Instructions for the task> Every line below that mentions the word "page" should be copied out.

Available data>
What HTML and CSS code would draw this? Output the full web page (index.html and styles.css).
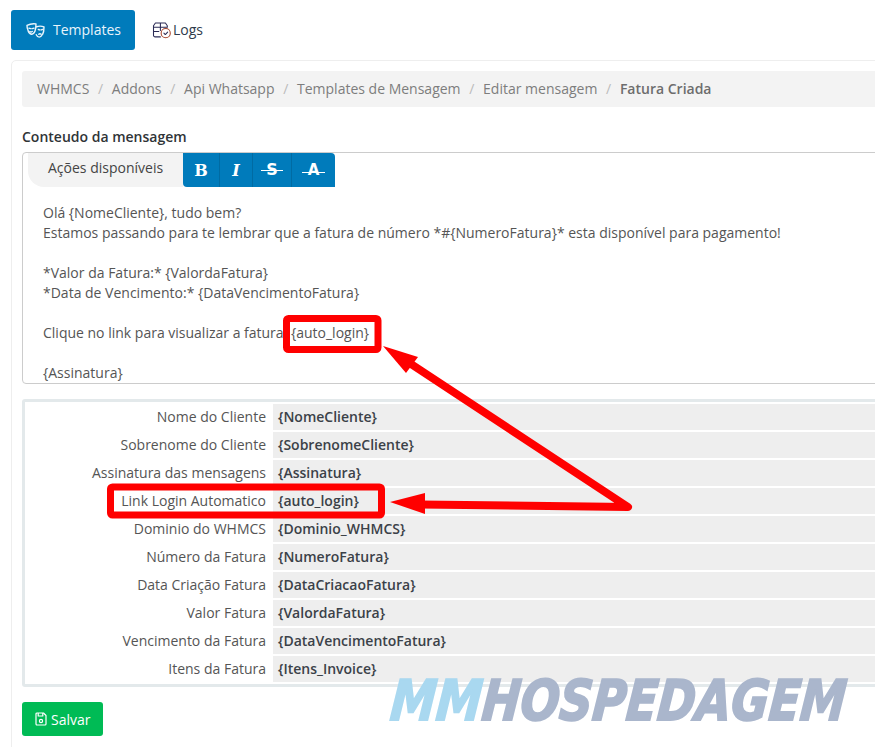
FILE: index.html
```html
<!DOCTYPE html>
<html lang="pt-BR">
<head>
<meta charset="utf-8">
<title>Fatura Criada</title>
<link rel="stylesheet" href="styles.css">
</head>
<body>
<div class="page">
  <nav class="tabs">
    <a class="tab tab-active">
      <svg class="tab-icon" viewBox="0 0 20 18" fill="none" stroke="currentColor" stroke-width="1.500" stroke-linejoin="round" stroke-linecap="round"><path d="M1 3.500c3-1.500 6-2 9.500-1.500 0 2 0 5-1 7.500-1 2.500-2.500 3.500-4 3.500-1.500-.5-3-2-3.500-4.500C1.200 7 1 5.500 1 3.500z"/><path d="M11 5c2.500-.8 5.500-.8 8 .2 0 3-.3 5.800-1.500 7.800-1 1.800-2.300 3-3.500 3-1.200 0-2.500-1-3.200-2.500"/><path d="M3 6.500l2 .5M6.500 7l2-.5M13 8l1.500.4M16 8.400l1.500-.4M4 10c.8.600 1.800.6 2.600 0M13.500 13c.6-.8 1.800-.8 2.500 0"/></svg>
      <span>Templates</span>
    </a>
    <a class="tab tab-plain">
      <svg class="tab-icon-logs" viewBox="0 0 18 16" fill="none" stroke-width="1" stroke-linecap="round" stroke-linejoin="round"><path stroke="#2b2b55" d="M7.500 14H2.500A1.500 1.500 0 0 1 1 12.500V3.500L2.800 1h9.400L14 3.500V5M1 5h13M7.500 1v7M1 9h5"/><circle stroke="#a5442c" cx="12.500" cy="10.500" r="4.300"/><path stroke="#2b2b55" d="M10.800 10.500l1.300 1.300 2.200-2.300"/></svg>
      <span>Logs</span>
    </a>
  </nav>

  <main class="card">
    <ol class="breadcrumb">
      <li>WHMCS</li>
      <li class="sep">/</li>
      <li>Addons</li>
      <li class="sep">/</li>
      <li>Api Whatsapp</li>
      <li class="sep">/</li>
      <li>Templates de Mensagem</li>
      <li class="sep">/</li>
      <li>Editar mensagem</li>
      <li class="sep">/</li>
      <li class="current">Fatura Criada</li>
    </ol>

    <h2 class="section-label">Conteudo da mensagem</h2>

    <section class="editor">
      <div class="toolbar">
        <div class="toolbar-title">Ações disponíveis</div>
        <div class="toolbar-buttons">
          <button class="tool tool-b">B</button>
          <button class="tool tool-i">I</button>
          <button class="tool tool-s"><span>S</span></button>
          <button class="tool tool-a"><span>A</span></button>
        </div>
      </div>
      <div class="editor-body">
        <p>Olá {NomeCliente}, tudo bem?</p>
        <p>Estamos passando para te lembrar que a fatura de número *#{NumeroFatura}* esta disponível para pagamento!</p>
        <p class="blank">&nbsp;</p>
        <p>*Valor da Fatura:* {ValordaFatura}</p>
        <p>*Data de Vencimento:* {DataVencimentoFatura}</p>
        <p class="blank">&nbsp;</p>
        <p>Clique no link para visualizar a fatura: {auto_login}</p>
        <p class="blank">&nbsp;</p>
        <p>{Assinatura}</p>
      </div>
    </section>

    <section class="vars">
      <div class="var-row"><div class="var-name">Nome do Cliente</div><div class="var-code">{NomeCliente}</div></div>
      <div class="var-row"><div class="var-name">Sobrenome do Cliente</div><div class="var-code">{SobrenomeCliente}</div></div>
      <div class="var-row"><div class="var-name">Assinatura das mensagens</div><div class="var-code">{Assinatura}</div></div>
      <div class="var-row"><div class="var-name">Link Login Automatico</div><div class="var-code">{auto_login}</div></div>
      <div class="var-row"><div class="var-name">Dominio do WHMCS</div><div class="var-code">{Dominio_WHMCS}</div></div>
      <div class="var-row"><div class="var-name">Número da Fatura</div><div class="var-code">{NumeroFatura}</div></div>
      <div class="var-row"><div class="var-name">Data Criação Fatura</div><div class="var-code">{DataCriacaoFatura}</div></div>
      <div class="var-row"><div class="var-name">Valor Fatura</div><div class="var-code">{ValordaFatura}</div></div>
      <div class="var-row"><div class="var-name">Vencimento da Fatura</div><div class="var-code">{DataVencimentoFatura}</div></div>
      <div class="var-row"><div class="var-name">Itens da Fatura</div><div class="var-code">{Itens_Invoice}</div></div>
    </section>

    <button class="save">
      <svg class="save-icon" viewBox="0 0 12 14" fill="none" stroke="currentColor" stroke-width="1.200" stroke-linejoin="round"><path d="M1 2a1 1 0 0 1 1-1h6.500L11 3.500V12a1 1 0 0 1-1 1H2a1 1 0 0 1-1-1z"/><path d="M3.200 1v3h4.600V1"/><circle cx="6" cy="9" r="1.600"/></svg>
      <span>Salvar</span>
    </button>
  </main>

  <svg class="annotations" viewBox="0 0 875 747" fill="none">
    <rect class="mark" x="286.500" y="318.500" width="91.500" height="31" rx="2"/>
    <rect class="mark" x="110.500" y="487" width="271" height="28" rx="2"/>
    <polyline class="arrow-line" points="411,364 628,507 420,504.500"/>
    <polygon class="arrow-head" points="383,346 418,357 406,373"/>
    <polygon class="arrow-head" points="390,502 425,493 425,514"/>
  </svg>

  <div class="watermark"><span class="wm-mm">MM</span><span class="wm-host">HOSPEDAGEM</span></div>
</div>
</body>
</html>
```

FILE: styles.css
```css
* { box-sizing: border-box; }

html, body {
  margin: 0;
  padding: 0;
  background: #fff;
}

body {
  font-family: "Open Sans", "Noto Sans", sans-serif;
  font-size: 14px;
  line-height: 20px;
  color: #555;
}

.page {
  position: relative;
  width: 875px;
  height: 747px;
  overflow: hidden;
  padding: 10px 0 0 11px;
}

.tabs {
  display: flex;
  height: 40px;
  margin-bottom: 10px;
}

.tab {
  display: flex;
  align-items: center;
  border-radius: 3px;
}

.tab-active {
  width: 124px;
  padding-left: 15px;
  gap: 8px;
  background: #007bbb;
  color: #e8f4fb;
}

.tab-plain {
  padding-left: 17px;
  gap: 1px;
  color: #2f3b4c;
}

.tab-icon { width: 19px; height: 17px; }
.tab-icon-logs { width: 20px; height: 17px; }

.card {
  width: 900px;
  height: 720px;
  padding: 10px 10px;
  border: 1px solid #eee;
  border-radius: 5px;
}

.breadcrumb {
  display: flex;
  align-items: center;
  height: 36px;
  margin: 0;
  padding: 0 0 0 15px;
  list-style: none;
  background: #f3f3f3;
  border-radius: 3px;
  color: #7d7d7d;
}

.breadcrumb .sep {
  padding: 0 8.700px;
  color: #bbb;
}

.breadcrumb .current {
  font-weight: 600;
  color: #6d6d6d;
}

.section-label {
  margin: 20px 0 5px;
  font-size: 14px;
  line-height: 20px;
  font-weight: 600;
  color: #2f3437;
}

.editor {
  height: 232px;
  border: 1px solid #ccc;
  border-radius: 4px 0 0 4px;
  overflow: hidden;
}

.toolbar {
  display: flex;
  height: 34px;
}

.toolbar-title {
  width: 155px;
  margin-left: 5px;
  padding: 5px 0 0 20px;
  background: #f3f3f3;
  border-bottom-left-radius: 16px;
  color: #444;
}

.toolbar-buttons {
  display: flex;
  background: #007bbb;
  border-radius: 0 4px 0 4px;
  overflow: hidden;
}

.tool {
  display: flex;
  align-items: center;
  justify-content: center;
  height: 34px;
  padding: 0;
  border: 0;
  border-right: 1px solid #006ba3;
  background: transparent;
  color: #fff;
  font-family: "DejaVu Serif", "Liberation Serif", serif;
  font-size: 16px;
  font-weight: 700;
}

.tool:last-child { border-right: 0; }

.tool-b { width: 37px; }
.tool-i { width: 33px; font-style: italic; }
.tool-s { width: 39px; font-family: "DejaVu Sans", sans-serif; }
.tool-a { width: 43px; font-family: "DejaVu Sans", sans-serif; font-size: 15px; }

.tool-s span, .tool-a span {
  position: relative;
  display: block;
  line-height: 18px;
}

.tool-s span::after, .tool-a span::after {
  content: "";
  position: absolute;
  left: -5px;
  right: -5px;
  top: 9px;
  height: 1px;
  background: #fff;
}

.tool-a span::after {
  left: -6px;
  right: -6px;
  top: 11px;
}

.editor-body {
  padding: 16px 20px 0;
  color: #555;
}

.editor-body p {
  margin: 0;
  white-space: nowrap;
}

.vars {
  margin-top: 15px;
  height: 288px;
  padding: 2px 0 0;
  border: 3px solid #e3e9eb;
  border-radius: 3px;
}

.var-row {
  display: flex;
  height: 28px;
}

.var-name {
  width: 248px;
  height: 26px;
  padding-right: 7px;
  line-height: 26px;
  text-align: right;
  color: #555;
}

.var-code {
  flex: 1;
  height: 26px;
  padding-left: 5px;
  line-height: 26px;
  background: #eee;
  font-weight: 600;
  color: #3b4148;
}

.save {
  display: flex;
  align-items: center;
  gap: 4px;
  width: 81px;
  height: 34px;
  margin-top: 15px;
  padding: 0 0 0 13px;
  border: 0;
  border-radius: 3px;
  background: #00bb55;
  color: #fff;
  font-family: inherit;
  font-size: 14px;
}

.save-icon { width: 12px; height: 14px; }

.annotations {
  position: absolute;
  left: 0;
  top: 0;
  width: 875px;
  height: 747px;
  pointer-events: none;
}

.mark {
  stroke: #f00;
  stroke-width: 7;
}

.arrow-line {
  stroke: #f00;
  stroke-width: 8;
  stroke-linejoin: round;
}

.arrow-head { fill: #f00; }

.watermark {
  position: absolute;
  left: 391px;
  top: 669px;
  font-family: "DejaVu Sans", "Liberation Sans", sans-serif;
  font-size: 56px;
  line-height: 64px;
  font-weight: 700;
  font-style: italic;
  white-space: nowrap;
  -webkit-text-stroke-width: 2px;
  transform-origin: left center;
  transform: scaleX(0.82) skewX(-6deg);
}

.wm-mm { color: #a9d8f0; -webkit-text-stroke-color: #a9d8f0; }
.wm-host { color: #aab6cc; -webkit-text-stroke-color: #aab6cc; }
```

Task result>
What HTML and CSS code would draw this? Output the full web page (index.html and styles.css).
<div class="page">
.page {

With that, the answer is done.